Volumes of unusual solids of revolution in calculus I teach calculus in high school and I was asked two questions today that I wasn't sure how to answer. We were covering volumes of solids and we did a problem involving rotating the region bound by $y=x$ and $y=x^2$ around the y axis and around the line $x=-1$. One of my more curious students asked "What if we rotate around $x=.5$? What if we rotate around the line $y=x$?"
So we started thinking about it and decided that rotating around $x=.5$ is manageable by splitting it up into parts and integrating some with respect to x and some with respect to y using a the washer method for some and the disk method for others. Does that work?
The second question we came up with two ideas for. The first idea is based on the fact that the reflection of $y=x^2$ over $y=x$ is $y=\sqrt{x}$ so we thought about making vertical cross sectional cuts integrating $\pi((\sqrt{x})^2-(x^2)^2)$ but I think the cross sections would not be circular, so vertical cuts wouldn't work. Is this thinking correct?

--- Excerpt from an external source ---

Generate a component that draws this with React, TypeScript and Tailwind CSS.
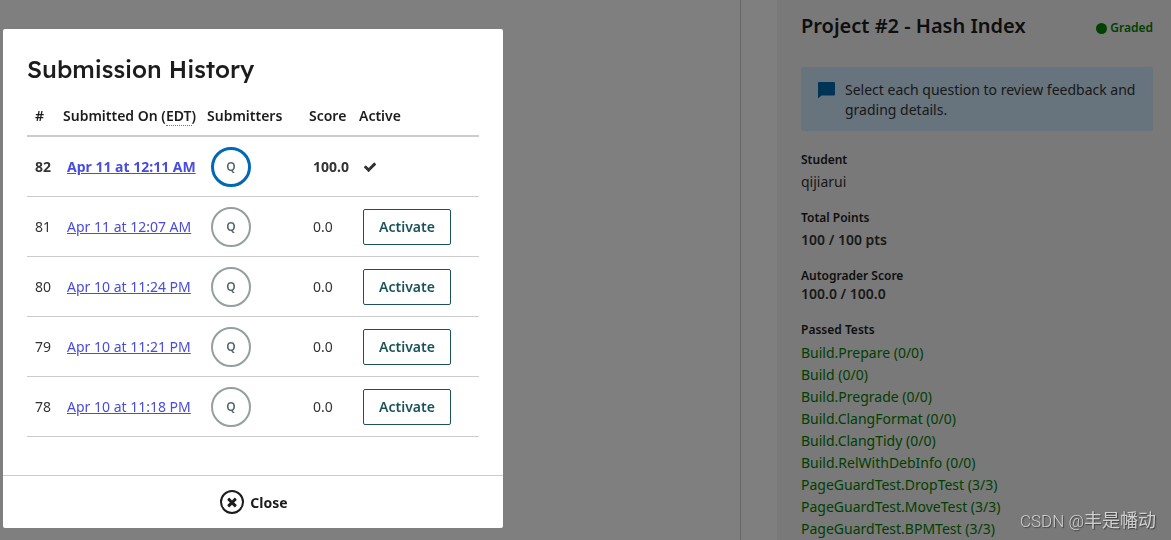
import React from 'react';

const submissions = [
  { id: 82, date: "Apr 11 at 12:11 AM", score: "100.0", active: true },
  { id: 81, date: "Apr 11 at 12:07 AM", score: "0.0", active: false },
  { id: 80, date: "Apr 10 at 11:24 PM", score: "0.0", active: false },
  { id: 79, date: "Apr 10 at 11:21 PM", score: "0.0", active: false },
  { id: 78, date: "Apr 10 at 11:18 PM", score: "0.0", active: false }
];

const passedTests = [
  "Build.Prepare (0/0)",
  "Build (0/0)",
  "Build.Pregrade (0/0)",
  "Build.ClangFormat (0/0)",
  "Build.ClangTidy (0/0)",
  "Build.RelWithDebInfo (0/0)",
  "PageGuardTest.DropTest (3/3)",
  "PageGuardTest.MoveTest (3/3)",
  "PageGuardTest.BPMTest (3/3)"
];

function CheckIcon() {
  return (
    <svg width="14" height="14" viewBox="0 0 1792 1792" fill="currentColor" role="img" aria-label="Active">
      <path d="M1671 566q0 40-28 68l-724 724-136 136q-28 28-68 28t-68-28l-136-136-362-362q-28-28-28-68t28-68l136-136q28-28 68-28t68 28l294 295 656-657q28-28 68-28t68 28l136 136q28 28 28 68z" />
    </svg>
  );
}

function TimesIcon() {
  return (
    <svg width="14" height="14" viewBox="0 0 1792 1792" fill="currentColor" aria-hidden="true">
      <path d="M1490 1322q0 40-28 68l-136 136q-28 28-68 28t-68-28l-294-294-294 294q-28 28-68 28t-68-28l-136-136q-28-28-28-68t28-68l294-294-294-294q-28-28-28-68t28-68l136-136q28-28 68-28t68 28l294 294 294-294q28-28 68-28t68 28l136 136q28 28 28 68t-28 68l-294 294 294 294q28 28 28 68z" />
    </svg>
  );
}

function ProjectSidebar() {
  return (
    <aside className="w-[394px] shrink-0 bg-[#f3f3f3] pl-6 pr-[18px] pt-3 text-sm text-[#333333]">
      <div className="flex items-center justify-between">
        <h1 className="text-xl leading-7 font-semibold text-[#1c1c1c]">Project #2 - Hash Index</h1>
        <span className="flex items-center gap-[3px] pt-1 text-xs font-semibold text-[#008000]">
          <span className="size-[11px] rounded-full bg-[#008000]" />
          Graded
        </span>
      </div>

      <div className="mt-[27px] flex gap-[10px] rounded-xs bg-[#cee7fa] pt-[13px] pr-3 pb-[11px] pl-[17px]">
        <svg className="mt-[2px] shrink-0" width="17" height="16" viewBox="0 0 17 16" fill="#0068ac">
          <path d="M1 0h15a1 1 0 0 1 1 1v11.5a1 1 0 0 1-1 1H3.5L0.6 15.9H0V1a1 1 0 0 1 1-1z" />
        </svg>
        <p className="leading-5">Select each question to review feedback and grading details.</p>
      </div>

      <dl className="mt-[21px]">
        <dt className="text-xs leading-4 font-semibold text-[#1c1c1c]">Student</dt>
        <dd className="mt-1 leading-5">qijiarui</dd>
        <dt className="mt-[18px] text-xs leading-4 font-semibold text-[#1c1c1c]">Total Points</dt>
        <dd className="mt-1 leading-5 font-semibold">100 / 100 pts</dd>
        <dt className="mt-[18px] text-xs leading-4 font-semibold text-[#1c1c1c]">Autograder Score</dt>
        <dd className="leading-5 font-semibold">100.0 / 100.0</dd>
        <dt className="mt-[18px] text-xs leading-4 font-semibold text-[#1c1c1c]">Passed Tests</dt>
        <dd className="mt-1">
          <ul>
            {passedTests.map((test) => (
              <li key={test} className="leading-[22px] text-[#008000]">{test}</li>
            ))}
          </ul>
        </dd>
      </dl>
    </aside>
  );
}

function SubmissionHistory() {
  return (
    <div role="dialog" aria-labelledby="history-title" className="w-[500px] rounded-xs bg-white text-sm text-[#333333]">
      <div className="px-6 pt-6 pb-[38px]">
        <h2 id="history-title" className="font-['Lexend','Inter',sans-serif] text-2xl leading-8 font-medium text-[#1c1c1c]">
          Submission History
        </h2>
        <table className="mt-3 w-full table-fixed border-separate border-spacing-0 text-left">
          <thead>
            <tr className="h-10 text-[#1c1c1c] *:border-b-2 *:border-[#cccccc] *:px-1 *:py-0 *:font-semibold *:whitespace-nowrap">
              <th className="w-8"><span className="pl-1">#</span></th>
              <th className="w-36">
                Submitted On (<abbr title="Eastern Daylight Time" className="border-b border-dotted border-[#777777] no-underline">EDT</abbr>)
              </th>
              <th className="w-[102px]">Submitters</th>
              <th className="w-[50px]">Score</th>
              <th>Active</th>
            </tr>
          </thead>
          <tbody>
            {submissions.map((item) => (
              <tr
                key={item.id}
                className={`h-[60px] *:border-b *:border-[#cccccc] *:py-0 *:pl-2 *:whitespace-nowrap ${item.active ? 'font-bold' : ''}`}
              >
                <td>{item.id}</td>
                <td>
                  <a href="#submission" className="text-[#484ce0] underline">{item.date}</a>
                </td>
                <td>
                  <span
                    className={`flex size-10 items-center justify-center rounded-full pt-px text-xs font-semibold text-[#56696a] ${
                      item.active ? 'border-3 border-[#0068b5]' : 'border-2 border-[#949f9f]'
                    }`}
                  >
                    Q
                  </span>
                </td>
                <td>{item.score}</td>
                <td>
                  {item.active ? (
                    <CheckIcon />
                  ) : (
                    <button className="block h-9 w-[88px] rounded-xs border border-[#1b5359] font-semibold text-[#1b5359]">
                      Activate
                    </button>
                  )}
                </td>
              </tr>
            ))}
          </tbody>
        </table>
      </div>

      <div className="flex justify-center border-t border-[#cccccc] py-[14px]">
        <button className="flex h-6 items-center gap-[6px] pl-0.5 font-bold text-[#1c1c1c]">
          <span className="flex size-6 items-center justify-center rounded-full border-2 border-[#1c1c1c]">
            <TimesIcon />
          </span>
          <span className="pt-0.5">Close</span>
        </button>
      </div>
    </div>
  );
}

export default function App() {
  return (
    <div className="relative h-screen overflow-hidden bg-white font-['Noto_Sans',sans-serif]">
      <div className="flex min-h-screen gap-9">
        <main className="flex-1 border-r border-[#cccccc]" />
        <ProjectSidebar />
      </div>

      {/* Modal */}
      <div className="fixed inset-0 bg-black/50 pt-[29px] pl-[3px]">
        <SubmissionHistory />
      </div>

      <span className="fixed right-[15px] bottom-[7px] font-['Roboto','Noto_Sans_CJK_SC',sans-serif] text-lg leading-6 text-[#d0d0d0] [text-shadow:1px_1px_1px_#404040]">
        <span className="text-[17px] font-light">CSDN @</span>丰是幡动
      </span>
    </div>
  );
}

The second idea was diagonal cuts perpendicular to the line $y=x$ which I think would be circular cross sections, but finding the radius of each would be more complicated because it would require finding the distance along the perpendicular line to the curve. Would this be feasible using this idea? Is this possibly easier using a double integral somehow?
 A: It always surprises me that there are so few figures accompanying questions of solids of revolution. Below is a figure of your area to be rotated, along with its mirror about $x=1/2$. The equation for the blue lines are, of course, $y=x$ and $y=x^2$. Those for the red lines are simply $y=1-x$ and $y=(1-x)^2$. You can challenge your students to find the value of $x$ at the point where the red parabola crosses the blue line. The volume can be computed as the sum of the volumes of the two shaded areas. This completely avoids counting any volume twice. The problem is more complicated of course, but it will show your students that there's nothing mystical about it. Alternatively, one can construct the single area shown in second image below, but that would be more difficult to compute with the standard methods, but it makes the same point.
For your information, I would calculate the centroid of the second figure (relative t0 $x=1/2$) and use Pappus's centroid theorem. I always use Pappus's theorem as I think these disk, washer, shell. and whatever methods confine the thinking.


A: To write the equation of the parabola in the axes $x'=(y+x)/\sqrt{2}$,$y'=(y-x)/\sqrt{2}$, should not be difficult, of course if (elementary) change of axis is part of the course.
The rotation around $x=1/2$ is by $\pi$ radians, supposedly. Then the method you suggest (part in $x$, part in $y$) is viable. But why not calculate both parts as tiny washers in $dx$, with the height given by $y=x$ taken as positive and that of the parabola taken as negative ?   
However the most interesting aspect, I think, would be to compare the volumes obtained around $x=0$, $x=-1$, etc. by the integration we are talking about, and then as cross-area $\times$ centroid path length.